SHORT PROBLEM:
From the listing below, return each line that includes "full".

──────── INFORMATION SUPPLIED

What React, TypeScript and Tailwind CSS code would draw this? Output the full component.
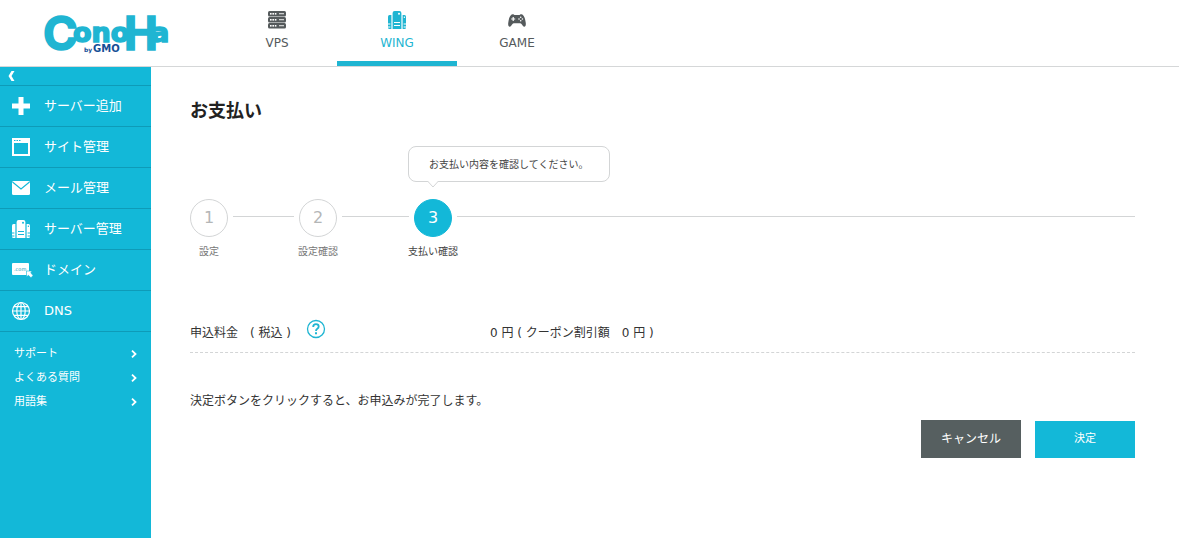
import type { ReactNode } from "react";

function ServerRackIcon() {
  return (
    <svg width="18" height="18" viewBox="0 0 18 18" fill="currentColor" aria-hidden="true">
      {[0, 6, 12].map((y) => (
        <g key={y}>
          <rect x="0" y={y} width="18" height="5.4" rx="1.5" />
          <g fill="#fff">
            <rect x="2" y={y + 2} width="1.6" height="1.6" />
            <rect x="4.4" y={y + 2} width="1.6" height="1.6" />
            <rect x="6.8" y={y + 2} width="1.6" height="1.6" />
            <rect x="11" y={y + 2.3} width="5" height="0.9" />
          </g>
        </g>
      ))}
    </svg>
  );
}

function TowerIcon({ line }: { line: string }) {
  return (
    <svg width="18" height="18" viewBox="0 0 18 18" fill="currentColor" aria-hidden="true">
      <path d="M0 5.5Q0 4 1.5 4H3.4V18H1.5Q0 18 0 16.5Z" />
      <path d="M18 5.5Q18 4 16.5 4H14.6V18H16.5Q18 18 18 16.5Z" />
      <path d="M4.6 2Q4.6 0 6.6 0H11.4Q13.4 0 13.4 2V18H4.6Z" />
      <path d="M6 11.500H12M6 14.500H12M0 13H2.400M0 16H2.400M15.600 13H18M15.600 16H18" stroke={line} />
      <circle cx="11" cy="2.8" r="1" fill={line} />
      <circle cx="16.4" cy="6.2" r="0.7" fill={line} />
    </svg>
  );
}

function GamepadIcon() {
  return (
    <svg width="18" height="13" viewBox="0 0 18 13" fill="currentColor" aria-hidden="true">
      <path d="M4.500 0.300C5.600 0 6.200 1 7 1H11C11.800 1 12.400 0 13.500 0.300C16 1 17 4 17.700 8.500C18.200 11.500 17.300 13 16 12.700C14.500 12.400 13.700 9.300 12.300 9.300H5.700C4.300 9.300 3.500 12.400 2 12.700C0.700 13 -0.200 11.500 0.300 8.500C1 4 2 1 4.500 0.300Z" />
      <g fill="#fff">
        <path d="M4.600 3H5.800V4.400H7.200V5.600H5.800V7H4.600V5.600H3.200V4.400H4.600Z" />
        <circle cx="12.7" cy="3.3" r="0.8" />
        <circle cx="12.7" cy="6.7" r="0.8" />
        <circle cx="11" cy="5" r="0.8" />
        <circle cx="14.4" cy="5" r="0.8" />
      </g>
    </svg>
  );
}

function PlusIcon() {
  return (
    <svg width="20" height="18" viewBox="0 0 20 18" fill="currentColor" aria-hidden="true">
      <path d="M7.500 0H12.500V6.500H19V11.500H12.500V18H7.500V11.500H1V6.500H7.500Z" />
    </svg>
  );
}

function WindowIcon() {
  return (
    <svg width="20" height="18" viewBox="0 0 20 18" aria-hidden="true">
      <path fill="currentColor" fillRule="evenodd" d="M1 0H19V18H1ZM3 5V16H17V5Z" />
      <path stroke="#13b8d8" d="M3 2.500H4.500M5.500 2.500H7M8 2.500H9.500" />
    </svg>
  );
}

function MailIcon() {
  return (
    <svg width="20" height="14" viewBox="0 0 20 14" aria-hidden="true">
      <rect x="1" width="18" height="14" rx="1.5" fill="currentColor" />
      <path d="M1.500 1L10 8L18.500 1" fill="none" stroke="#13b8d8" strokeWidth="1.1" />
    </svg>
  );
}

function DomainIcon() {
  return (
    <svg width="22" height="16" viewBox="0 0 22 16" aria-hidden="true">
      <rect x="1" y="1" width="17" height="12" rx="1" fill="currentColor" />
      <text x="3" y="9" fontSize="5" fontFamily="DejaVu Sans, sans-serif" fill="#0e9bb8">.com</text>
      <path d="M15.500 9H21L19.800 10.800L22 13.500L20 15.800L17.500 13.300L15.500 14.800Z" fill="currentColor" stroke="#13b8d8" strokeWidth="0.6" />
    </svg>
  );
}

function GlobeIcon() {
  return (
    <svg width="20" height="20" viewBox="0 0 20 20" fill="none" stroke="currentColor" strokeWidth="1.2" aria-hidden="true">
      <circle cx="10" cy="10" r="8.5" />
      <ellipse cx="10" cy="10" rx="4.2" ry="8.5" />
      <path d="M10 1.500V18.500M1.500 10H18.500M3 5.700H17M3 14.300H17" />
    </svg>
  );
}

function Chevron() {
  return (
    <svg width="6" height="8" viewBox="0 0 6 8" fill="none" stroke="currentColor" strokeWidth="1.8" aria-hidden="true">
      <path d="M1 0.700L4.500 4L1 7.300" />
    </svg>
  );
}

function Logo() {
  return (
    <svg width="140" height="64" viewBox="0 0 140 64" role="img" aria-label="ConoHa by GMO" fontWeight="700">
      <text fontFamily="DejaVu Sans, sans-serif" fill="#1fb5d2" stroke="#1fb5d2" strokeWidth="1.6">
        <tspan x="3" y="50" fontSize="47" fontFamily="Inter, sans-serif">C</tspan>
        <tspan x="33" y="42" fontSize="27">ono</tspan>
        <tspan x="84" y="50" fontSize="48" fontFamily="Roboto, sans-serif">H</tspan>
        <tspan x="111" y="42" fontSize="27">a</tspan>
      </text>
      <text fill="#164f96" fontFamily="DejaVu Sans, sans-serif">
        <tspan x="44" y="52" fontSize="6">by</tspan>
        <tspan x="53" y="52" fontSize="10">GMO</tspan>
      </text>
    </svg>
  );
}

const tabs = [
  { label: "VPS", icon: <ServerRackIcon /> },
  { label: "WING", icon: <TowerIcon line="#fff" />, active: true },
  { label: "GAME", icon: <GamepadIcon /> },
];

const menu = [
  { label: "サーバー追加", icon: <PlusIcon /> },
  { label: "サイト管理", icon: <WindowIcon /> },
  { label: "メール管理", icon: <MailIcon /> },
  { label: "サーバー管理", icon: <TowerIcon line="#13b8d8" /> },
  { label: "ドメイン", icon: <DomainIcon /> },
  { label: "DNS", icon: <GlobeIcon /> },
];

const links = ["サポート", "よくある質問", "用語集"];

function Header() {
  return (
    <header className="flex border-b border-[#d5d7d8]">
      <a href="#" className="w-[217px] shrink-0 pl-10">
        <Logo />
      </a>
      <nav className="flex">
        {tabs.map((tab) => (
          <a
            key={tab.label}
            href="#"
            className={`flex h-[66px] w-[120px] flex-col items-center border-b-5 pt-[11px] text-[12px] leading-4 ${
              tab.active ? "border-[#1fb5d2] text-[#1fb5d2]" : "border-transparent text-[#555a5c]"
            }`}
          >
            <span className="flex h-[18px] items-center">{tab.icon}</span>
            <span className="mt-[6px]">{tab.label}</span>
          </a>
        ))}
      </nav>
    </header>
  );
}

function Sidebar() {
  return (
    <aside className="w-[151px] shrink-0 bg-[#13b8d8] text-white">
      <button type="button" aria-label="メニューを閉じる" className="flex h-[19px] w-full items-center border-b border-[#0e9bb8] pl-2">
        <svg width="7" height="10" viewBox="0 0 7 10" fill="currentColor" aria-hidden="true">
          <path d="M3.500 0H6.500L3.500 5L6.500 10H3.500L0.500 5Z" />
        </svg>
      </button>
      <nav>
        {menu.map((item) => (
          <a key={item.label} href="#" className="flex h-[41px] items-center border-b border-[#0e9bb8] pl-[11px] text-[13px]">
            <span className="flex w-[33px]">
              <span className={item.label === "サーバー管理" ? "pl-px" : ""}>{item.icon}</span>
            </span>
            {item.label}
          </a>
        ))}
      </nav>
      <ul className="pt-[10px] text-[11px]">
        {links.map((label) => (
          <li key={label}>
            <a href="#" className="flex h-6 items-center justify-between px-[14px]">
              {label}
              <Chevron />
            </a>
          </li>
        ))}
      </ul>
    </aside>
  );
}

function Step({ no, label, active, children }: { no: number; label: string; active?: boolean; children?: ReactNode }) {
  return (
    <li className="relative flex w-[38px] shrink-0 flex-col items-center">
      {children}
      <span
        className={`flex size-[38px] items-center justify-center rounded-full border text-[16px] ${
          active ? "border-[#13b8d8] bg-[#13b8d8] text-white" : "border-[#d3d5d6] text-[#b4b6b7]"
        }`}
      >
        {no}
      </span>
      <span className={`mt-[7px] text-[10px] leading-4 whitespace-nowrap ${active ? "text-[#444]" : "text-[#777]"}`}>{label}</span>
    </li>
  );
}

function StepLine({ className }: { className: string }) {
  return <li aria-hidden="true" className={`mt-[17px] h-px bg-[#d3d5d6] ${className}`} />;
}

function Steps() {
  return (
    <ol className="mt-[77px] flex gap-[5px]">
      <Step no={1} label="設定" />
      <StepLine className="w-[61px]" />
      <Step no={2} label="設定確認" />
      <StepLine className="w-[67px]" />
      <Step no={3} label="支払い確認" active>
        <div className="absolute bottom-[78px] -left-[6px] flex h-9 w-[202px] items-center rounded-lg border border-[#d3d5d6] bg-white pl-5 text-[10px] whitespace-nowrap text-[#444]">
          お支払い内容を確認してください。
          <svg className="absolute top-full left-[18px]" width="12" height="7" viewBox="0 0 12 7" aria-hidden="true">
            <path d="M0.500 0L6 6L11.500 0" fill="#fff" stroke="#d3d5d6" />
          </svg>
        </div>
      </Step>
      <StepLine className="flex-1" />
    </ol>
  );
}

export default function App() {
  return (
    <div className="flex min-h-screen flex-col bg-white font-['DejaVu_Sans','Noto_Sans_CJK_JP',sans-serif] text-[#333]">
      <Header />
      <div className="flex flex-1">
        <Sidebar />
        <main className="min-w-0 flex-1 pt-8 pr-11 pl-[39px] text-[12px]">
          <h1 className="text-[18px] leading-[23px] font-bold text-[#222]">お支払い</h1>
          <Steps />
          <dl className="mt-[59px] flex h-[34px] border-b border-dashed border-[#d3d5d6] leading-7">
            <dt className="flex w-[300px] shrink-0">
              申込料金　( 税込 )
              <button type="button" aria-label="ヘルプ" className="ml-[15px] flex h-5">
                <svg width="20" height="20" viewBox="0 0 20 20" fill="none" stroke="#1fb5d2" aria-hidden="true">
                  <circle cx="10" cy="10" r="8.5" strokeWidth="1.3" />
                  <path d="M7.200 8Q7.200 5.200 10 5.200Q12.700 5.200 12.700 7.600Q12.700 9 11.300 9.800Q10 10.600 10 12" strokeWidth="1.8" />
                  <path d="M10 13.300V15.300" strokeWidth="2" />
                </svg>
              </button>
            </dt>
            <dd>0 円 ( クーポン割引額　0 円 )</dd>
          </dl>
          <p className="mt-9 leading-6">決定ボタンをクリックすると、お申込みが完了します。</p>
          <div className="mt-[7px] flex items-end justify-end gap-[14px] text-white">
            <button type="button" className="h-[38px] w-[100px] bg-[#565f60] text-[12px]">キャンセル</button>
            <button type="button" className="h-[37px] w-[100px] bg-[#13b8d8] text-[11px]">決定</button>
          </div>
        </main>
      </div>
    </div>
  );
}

────────────────

WRITTEN REPLY:
What React, TypeScript and Tailwind CSS code would draw this? Output the full component.
      <button type="button" aria-label="メニューを閉じる" className="flex h-[19px] w-full items-center border-b border-[#0e9bb8] pl-2">
        className={`flex size-[38px] items-center justify-center rounded-full border text-[16px] ${
          <svg className="absolute top-full left-[18px]" width="12" height="7" viewBox="0 0 12 7" aria-hidden="true">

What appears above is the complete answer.